Quinto de Noval by its full name, is one of Porto’s older Port houses.  The estate’s  vineyards, nestled relatively high up the Douro river near the township of Pinhao, have been producing grapes used in the firm’s Ports since 1715.  Today, Noval run two main ranges.  Their “red” ports, briefly aged in casks before bottling, and their “old” ports – Tawny’s – which follow the usual 10,20,30, and 40 year denominations.  They also supply a king of ports – allegedly unblended – reflecting a particular vintage or crop (such ports are called Colheitas).  Noval also make a range of Duoro wines, to which I cannot speak – although, if that changes, I will let you know.

Seeing as Noval do not sell the basic “Age-not-specified Tawny” (the lack of a specified age indicates it has been in a barrel for a minimum of two years and likely not many more), this ten year aged one is actually their entry level in the Tawny range.

Robe:  The wine has remained fairly red, with the suggestion of gently approaching brownness.  This is somewhat surprising because I have seen more unhealthily-dehydrated 10 year olds before.  This may of course simply be due to the varietals in the blend although it would be interesting to see some side-by-side.  As expected, the legs are viscuous.

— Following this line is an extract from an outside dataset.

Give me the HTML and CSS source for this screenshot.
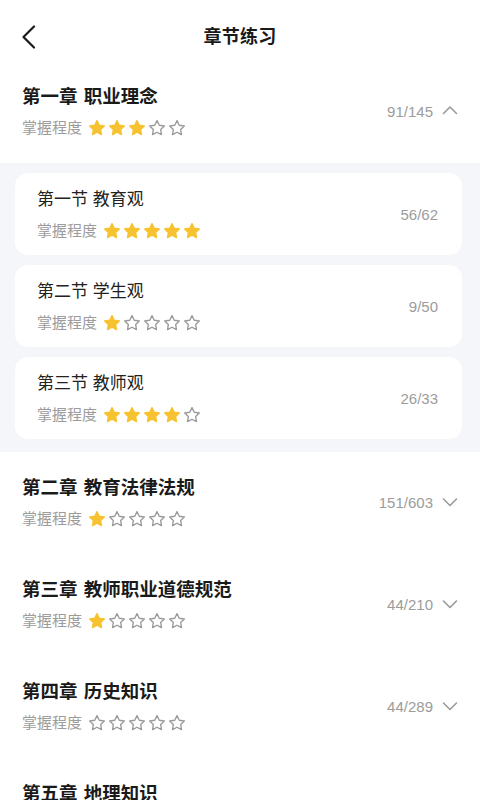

Nez:  The smell resides on a base of vegetables overlaid with nuttiness.  But on a particularly solid drag, a slight uptick of sweetness drills through: dried fruit – apricots perhaps.

Bouche:  So yeah – smooth.  But also pleasantly complex.  There is a danger with port that the smoothness becomes almost oppressive – levelling flavours with its sickly viscosity.  Noval escapes this in two ways.  First, the nutty flavours are particularly developed and manage to stand out.  While they are perhaps not quite developed enough for the ten year to be truly great, they do provide a semblance of structure rising above the gobbling smoothness.  A city of great elegance, now ruined and half buried in sand.  I understand this is not unusual in ports of a certain quality.  Where this port stands out positively is in the hint of citrus it carries on the after-taste.   The slight orange tang rises up against the smooth flow of the wine and the acidity offsets the threatened sickly sugary smoothness.

This is a solid port.  Drink it to redefine your childhood memories of an oft-used adjective – one you will now associate with an orangey twist.